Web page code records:
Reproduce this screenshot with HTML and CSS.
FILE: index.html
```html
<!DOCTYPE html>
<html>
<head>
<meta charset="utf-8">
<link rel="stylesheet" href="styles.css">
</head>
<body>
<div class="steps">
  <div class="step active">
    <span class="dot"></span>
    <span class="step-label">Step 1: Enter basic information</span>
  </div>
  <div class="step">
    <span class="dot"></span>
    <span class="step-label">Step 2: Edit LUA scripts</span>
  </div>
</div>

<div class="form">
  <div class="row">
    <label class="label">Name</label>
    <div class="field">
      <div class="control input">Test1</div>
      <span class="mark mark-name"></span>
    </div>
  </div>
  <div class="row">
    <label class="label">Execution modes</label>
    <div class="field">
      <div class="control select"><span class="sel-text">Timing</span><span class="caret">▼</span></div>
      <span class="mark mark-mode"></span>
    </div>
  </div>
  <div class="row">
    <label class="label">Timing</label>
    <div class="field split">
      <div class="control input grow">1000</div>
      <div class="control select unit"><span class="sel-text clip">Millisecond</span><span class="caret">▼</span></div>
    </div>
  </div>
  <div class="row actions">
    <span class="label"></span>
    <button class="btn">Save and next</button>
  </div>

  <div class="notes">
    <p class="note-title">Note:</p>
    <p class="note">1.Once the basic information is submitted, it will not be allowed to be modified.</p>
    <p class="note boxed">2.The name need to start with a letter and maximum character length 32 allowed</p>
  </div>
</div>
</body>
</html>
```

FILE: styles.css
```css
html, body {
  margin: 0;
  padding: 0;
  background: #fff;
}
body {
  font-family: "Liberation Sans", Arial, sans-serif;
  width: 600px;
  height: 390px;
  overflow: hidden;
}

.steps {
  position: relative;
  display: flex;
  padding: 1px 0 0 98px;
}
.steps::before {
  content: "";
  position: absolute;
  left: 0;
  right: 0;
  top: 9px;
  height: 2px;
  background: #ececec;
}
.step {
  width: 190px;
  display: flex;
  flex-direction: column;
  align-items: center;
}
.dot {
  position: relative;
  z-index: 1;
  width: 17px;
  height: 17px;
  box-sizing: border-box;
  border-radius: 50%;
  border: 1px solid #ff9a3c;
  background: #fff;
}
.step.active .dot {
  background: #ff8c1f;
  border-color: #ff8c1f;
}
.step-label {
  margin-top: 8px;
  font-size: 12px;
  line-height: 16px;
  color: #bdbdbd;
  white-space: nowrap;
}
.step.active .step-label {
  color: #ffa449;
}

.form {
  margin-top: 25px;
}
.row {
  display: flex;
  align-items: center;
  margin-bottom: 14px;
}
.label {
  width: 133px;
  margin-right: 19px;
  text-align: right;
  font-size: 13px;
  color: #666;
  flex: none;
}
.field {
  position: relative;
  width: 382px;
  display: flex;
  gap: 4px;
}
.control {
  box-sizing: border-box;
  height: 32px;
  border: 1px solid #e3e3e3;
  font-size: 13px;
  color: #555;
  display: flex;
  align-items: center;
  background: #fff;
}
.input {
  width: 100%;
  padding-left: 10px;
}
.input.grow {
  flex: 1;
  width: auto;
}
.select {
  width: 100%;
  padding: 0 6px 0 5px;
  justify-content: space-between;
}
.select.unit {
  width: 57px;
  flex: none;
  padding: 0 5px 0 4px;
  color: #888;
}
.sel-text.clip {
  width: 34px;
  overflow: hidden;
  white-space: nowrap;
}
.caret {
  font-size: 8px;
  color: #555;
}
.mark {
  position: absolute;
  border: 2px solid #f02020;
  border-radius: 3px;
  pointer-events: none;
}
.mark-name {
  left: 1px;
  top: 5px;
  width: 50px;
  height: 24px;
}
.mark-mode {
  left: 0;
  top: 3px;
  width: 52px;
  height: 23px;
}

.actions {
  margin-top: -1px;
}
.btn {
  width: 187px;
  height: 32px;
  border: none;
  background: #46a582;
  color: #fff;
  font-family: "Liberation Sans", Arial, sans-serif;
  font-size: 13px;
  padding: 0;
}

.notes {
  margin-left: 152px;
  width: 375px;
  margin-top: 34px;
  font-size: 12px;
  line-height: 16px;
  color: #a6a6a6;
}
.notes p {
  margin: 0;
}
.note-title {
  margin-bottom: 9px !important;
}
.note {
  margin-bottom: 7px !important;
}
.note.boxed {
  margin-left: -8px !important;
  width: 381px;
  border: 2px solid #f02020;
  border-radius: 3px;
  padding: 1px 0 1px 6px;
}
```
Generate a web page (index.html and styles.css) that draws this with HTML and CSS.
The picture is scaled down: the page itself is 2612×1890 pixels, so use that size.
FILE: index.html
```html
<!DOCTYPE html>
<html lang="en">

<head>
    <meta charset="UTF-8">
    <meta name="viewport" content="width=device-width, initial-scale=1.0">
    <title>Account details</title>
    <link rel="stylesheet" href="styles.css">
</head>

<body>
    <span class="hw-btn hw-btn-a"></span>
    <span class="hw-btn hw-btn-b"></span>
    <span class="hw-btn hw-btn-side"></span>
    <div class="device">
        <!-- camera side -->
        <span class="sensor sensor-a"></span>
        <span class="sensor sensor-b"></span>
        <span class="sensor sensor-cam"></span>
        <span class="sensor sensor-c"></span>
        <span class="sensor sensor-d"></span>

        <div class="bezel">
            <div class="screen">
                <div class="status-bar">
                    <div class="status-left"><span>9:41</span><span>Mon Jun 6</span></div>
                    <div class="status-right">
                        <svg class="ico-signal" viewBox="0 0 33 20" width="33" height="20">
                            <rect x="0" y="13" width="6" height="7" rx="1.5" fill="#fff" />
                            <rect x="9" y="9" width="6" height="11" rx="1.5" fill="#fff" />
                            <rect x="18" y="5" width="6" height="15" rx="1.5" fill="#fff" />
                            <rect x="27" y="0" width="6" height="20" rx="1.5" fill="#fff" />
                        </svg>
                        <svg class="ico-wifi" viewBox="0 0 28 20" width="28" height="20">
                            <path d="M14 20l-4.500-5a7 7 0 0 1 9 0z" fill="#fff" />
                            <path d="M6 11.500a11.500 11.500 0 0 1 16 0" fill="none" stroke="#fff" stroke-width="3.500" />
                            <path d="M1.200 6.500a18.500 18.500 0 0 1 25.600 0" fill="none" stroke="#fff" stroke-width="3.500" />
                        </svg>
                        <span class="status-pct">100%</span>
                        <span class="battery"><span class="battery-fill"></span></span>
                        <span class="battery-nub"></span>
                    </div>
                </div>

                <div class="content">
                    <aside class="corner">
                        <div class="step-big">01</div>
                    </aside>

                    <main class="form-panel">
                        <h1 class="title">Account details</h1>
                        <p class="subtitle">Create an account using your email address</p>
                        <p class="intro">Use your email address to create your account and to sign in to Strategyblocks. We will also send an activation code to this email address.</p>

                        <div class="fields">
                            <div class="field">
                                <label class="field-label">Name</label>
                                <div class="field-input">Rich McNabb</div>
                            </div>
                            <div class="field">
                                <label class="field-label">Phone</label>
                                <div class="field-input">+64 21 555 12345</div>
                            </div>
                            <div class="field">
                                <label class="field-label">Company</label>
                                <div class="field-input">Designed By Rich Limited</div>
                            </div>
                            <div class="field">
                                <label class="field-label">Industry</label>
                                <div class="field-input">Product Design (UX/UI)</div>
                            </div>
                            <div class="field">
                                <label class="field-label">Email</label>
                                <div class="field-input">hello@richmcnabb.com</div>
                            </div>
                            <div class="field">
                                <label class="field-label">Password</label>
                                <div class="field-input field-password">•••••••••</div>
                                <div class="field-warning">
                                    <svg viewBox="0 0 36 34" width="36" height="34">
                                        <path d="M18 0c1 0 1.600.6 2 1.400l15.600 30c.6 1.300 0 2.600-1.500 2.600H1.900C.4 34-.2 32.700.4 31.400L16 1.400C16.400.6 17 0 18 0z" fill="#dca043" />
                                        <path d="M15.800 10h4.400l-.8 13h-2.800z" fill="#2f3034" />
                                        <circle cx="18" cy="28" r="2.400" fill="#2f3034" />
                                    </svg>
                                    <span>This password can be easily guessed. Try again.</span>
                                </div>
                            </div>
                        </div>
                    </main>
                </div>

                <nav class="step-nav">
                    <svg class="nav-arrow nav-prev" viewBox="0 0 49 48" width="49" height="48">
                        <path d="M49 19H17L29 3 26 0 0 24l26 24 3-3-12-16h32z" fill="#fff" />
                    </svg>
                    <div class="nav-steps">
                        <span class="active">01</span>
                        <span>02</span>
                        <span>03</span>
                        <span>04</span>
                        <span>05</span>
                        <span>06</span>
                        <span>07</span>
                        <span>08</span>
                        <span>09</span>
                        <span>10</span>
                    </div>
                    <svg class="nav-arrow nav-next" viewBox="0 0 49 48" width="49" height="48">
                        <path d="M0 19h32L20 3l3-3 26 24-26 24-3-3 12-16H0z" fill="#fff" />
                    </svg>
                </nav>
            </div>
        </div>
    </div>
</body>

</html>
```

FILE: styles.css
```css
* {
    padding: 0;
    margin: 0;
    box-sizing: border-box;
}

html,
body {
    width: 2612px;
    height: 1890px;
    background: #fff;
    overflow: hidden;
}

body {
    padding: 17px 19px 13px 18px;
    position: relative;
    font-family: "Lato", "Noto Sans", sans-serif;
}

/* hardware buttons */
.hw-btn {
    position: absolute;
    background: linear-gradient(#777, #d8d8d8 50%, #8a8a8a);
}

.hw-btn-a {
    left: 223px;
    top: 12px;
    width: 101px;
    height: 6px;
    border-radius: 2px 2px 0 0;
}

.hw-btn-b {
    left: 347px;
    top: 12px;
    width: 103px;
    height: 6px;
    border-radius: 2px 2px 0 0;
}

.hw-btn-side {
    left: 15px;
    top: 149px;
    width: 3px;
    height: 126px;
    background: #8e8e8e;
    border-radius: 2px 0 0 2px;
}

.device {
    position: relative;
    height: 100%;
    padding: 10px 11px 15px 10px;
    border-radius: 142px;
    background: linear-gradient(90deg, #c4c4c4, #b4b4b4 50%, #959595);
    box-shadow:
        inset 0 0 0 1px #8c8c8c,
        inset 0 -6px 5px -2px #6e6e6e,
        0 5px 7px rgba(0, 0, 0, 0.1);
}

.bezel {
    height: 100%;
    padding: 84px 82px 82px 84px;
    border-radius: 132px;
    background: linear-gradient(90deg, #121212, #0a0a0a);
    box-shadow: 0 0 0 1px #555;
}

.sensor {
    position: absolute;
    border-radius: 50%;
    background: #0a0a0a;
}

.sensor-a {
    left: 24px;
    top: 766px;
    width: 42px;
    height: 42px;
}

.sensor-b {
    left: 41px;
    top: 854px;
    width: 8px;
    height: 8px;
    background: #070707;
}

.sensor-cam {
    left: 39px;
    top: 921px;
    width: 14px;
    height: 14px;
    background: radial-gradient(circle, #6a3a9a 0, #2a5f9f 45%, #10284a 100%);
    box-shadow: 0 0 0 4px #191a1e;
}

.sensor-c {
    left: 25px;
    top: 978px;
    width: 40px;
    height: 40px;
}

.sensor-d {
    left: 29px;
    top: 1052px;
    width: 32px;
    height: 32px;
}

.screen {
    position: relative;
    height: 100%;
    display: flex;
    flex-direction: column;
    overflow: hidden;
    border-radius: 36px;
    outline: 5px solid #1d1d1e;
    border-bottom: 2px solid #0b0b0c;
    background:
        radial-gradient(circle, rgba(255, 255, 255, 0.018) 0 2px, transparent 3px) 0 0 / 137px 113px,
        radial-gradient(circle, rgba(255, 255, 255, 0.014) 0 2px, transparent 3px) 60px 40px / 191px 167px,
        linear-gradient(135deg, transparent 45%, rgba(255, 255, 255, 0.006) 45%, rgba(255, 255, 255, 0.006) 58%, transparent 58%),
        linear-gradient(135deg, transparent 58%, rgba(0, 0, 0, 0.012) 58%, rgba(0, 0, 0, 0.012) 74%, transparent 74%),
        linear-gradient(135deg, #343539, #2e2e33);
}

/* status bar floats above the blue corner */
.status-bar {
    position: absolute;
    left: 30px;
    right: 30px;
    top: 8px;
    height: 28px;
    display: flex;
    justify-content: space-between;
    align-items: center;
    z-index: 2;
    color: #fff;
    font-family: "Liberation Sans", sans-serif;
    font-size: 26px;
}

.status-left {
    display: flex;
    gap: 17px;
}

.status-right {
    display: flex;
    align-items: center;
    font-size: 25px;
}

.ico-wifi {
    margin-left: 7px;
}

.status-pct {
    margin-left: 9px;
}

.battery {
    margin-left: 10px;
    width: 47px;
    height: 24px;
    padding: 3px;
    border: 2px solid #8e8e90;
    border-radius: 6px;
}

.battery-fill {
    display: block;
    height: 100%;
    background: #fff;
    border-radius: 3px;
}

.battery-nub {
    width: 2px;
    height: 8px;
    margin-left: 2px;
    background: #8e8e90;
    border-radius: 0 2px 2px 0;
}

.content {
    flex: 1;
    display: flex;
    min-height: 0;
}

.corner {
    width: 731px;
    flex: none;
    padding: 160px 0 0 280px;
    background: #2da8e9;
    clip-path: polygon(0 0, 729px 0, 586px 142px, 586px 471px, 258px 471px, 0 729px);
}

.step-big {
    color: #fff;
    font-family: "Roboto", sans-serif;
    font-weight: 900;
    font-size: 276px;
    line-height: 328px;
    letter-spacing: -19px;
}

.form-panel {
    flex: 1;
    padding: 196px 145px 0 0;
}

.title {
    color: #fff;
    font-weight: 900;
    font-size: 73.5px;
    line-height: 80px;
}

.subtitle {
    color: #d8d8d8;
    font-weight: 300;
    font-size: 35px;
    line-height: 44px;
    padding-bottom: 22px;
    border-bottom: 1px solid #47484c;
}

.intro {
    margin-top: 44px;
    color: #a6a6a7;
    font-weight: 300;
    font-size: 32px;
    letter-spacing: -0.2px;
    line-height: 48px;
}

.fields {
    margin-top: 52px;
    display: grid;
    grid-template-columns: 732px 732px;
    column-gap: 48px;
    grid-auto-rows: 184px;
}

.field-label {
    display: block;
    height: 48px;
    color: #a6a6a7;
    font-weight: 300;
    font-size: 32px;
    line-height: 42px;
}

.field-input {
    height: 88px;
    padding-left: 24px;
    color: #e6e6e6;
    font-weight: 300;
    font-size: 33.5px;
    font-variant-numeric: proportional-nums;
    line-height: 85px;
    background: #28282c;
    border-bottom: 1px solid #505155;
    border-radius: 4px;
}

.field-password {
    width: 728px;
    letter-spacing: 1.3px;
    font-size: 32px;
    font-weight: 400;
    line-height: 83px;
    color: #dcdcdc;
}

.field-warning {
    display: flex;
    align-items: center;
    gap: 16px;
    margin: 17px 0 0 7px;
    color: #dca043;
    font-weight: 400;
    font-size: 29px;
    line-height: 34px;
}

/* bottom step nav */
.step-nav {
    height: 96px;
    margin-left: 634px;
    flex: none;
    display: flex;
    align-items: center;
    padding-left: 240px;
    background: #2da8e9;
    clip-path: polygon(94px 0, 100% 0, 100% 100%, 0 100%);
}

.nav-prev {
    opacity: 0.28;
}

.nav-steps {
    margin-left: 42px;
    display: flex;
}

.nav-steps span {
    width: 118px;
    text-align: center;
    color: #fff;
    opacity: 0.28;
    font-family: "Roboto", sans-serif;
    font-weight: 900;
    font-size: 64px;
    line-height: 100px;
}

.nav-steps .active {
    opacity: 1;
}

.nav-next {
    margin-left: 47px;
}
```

● Direction
Pull out all lines containing "with".

● Exercise output
Reproduce this screenshot with HTML and CSS.
    <p class="note boxed">2.The name need to start with a letter and maximum character length 32 allowed</p>
Generate a web page (index.html and styles.css) that draws this with HTML and CSS.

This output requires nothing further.